Manufacturers have introduced components specifically targeted at wearable sensors and industrial designs. For example, Texas Instruments announced low-power battery chargers and an integrated MicroSiP power module to extend battery life. The TPS82740B MicroSiP power-module evaluation unit uses a TPS82740B buck converter module, supports 200 mA output current, achieves conversion efficiency up to 95%, and consumes only 360 nA of quiescent current during active operation and 70 nA in standby (Figure 1).

Figure 1: Functional block diagram of the TPS82740.

These miniature modules rely on a fully integrated 9-solder-ball MicroSiP package, reducing size by 75% compared with discrete solutions even when including a switching regulator, inductor, and input/output capacitors. The solution area is only 6.7 mm2.

Display, Camera, and Ambient Sensor Advances

Head-mounted displays (HMDs) have become more streamlined and ergonomic compared with earlier bulky devices, and prices are approaching levels that enable wider adoption. Next-generation OLED microdisplays and retinal displays are expected to advance a range of use cases. Video camera technology costs have also fallen sharply, especially for glasses-mounted solutions. Near-eye 2D/3D video see-through displays and video recording functions are being integrated into frame designs using gyroscopes and accelerometers.

Advances in proximity and ambient light sensors are also important. Ambient light sensing adjusts screen backlight according to surrounding light levels to improve battery life and usability in wearable devices.

For example, consider devices such as the 6-pin SMD Panasonic PNJ4K01F ambient light sensor. The device includes an integrated photodiode and current-amplifier circuitry to control display brightness based on ambient light, making it suitable for low-power mobile applications.

Figure 2: Ambient light and proximity sensing.

The PNJ4K01F has a spectral sensitivity matched to human visual response, enabling near-eye response and optimal human sensitivity control. Combined with small package size and low operating current down to 1.4 V/min, it is well suited for compact mobile and wearable electronics.

Another notable family includes Silicon Labs Si1141, Si1142, and Si1143 proximity/ambient light sensors with an I2C interface (Figure 3). These are contactless, low-power, reflection-based infrared proximity and ambient light sensor ICs with programmable event interrupt outputs, onboard ADCs, integrated high-sensitivity visible and infrared photodiodes, a digital signal processor, and one, two, or three integrated IR LED drivers with fifteen selectable drive levels.

Figure 3: Block diagram of Silicon Labs Si1141/42/43 ambient light sensors.

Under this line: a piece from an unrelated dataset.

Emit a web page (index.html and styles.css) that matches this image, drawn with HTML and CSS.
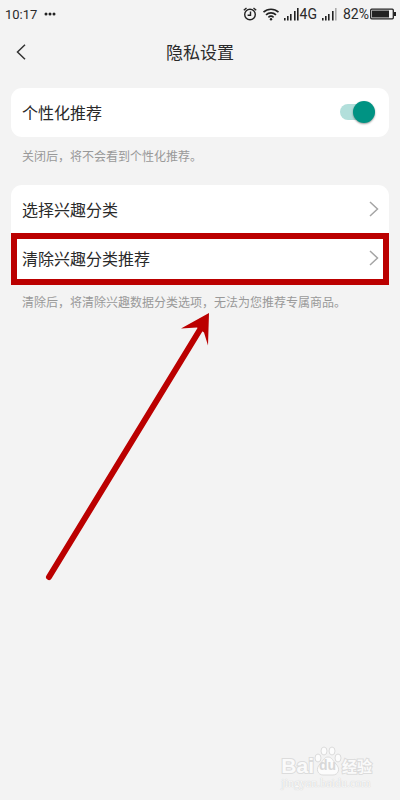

These sensors deliver high performance across a wide dynamic range and under various lighting conditions, including direct sunlight, and can operate under dark glass covers. They support multi-axis proximity motion detection and operate from -40 to +85°C with a supply voltage range of 1.71 to 3.6 V.

The integrated photodiode response and associated digital conversion circuitry provide excellent immunity to artificial light flicker noise and natural light scintillation noise. With two or more LEDs, Si1142/43 devices support multi-axis proximity motion detection. Si1141/42/43 devices come in a 10-pin 2 x 2 mm QFN package and operate over the same temperature and voltage ranges.

Remaining Challenges

Despite impressive progress and a shift from consumer fashion to factory-floor usage, adoption of wearable technology in industrial settings is not without challenges. Issues remain around security, standards development, interoperability, and power management. As input and sensing devices are extended from smartphones—for example, wrist-worn keyboards that are relatively low cost and can serve as practical alternatives to standalone wearables—solutions currently on the drawing board aim to address these concerns.

As industrial adoption promises higher volumes, the cost of factory wearables and their associated sensors is expected to fall, removing a key barrier to widespread deployment in industrial environments.